> _To be done_:
Work out the number of lines with "index" in them. Reply with that number and no other words.

__________

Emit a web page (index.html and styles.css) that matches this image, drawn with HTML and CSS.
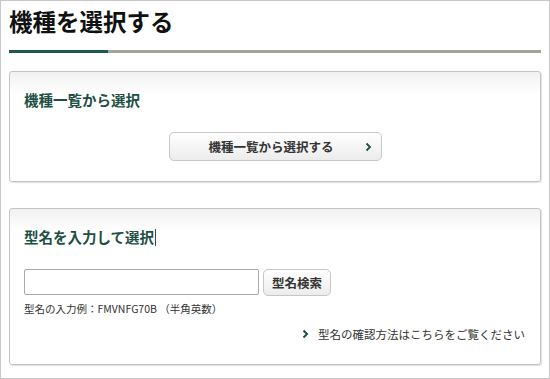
FILE: index.html
```html
<!DOCTYPE html>
<html lang="ja">
<head>
<meta charset="utf-8">
<link rel="stylesheet" href="styles.css">
</head>
<body>
<div class="page">
  <h1 class="title">機種を選択する</h1>
  <div class="rule"><span class="rule-accent"></span></div>

  <section class="panel panel-list">
    <h2 class="panel-title">機種一覧から選択</h2>
    <div class="center">
      <button class="btn-large" type="button">機種一覧から選択する<span class="chev">
        <svg width="7" height="10" viewBox="0 0 7 10"><path d="M1.5 1.5 L5 5 L1.5 8.5" fill="none" stroke="#1e4f43" stroke-width="1.8"/></svg></span></button>
    </div>
  </section>

  <section class="panel panel-input">
    <h2 class="panel-title">型名を入力して選択<span class="caret"></span></h2>
    <div class="search-row">
      <input class="search-input" type="text">
      <button class="btn-small" type="button">型名検索</button>
    </div>
    <p class="example">型名の入力例：FMVNFG70B （半角英数）</p>
    <div class="link-row">
      <a class="help-link" href="#"><svg class="link-chev" width="7" height="10" viewBox="0 0 7 10"><path d="M1.5 1.5 L5 5 L1.5 8.5" fill="none" stroke="#1e4f43" stroke-width="2"/></svg>型名の確認方法はこちらをご覧ください</a>
    </div>
  </section>
</div>
</body>
</html>
```

FILE: styles.css
```css
html, body {
  margin: 0;
  padding: 0;
  background: #fff;
}
body {
  font-family: "Noto Sans CJK JP", "Noto Sans", "Liberation Sans", sans-serif;
  color: #222;
}
.page {
  box-sizing: border-box;
  width: 550px;
  height: 379px;
  border: 1px solid #c8c8c8;
  padding: 0 8px;
  overflow: hidden;
}
.title {
  margin: 5px 0 0 0;
  font-size: 23.5px;
  line-height: 30px;
  font-weight: 700;
  color: #111;
}
.rule {
  margin-top: 14px;
  height: 3px;
  background: #a3a39b;
  display: flex;
}
.rule-accent {
  display: block;
  width: 99px;
  height: 3px;
  background: #1e5a4b;
}
.panel {
  border: 1px solid #c4c4c4;
  border-radius: 3px;
  background: linear-gradient(#f1f1f1, #ffffff 22px);
  box-shadow: 1px 1px 1px rgba(0,0,0,0.12);
}
.panel-list {
  margin-top: 18px;
  padding: 18px 14px 20px 14px;
}
.panel-input {
  margin-top: 26px;
  padding: 18px 15px 22px 14px;
}
.panel-title {
  margin: 0;
  font-size: 14.5px;
  line-height: 20px;
  font-weight: 700;
  color: #1e4f43;
  display: flex;
  align-items: center;
}
.caret {
  display: inline-block;
  width: 1px;
  height: 17px;
  background: #444;
  margin-left: 1px;
}
.center {
  display: flex;
  justify-content: center;
  margin-top: 22px;
}
.btn-large {
  position: relative;
  box-sizing: border-box;
  width: 213px;
  height: 29px;
  border: 1px solid #c8c8c8;
  border-radius: 5px;
  background: linear-gradient(#ffffff, #ececec);
  font-family: inherit;
  font-size: 12.5px;
  font-weight: 700;
  color: #333;
  padding: 0 8px 0 0;
  display: flex;
  align-items: center;
  justify-content: center;
}
.chev {
  position: absolute;
  right: 9px;
  top: 9px;
  display: flex;
}
.search-row {
  margin-top: 22px;
  display: flex;
  align-items: flex-start;
  gap: 4px;
}
.search-input {
  box-sizing: border-box;
  width: 235px;
  height: 26px;
  border: 1px solid #a9a9a9;
  border-radius: 2px;
  margin: 0;
  padding: 0 4px;
}
.btn-small {
  box-sizing: border-box;
  width: 68px;
  height: 27px;
  border: 1px solid #c6c6c6;
  border-radius: 5px;
  background: linear-gradient(#ffffff, #ececec);
  font-family: inherit;
  font-size: 12.5px;
  font-weight: 700;
  color: #333;
  padding: 0;
}
.example {
  margin: 6px 0 0 0;
  font-size: 10.5px;
  line-height: 14px;
  color: #333;
}
.link-row {
  margin-top: 10px;
  display: flex;
  justify-content: flex-end;
}
.help-link {
  display: flex;
  align-items: center;
  gap: 9px;
  font-size: 11.5px;
  line-height: 16px;
  color: #333;
  text-decoration: none;
}
.link-chev {
  display: block;
}
```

__________

> _Reply to the exercise_:
2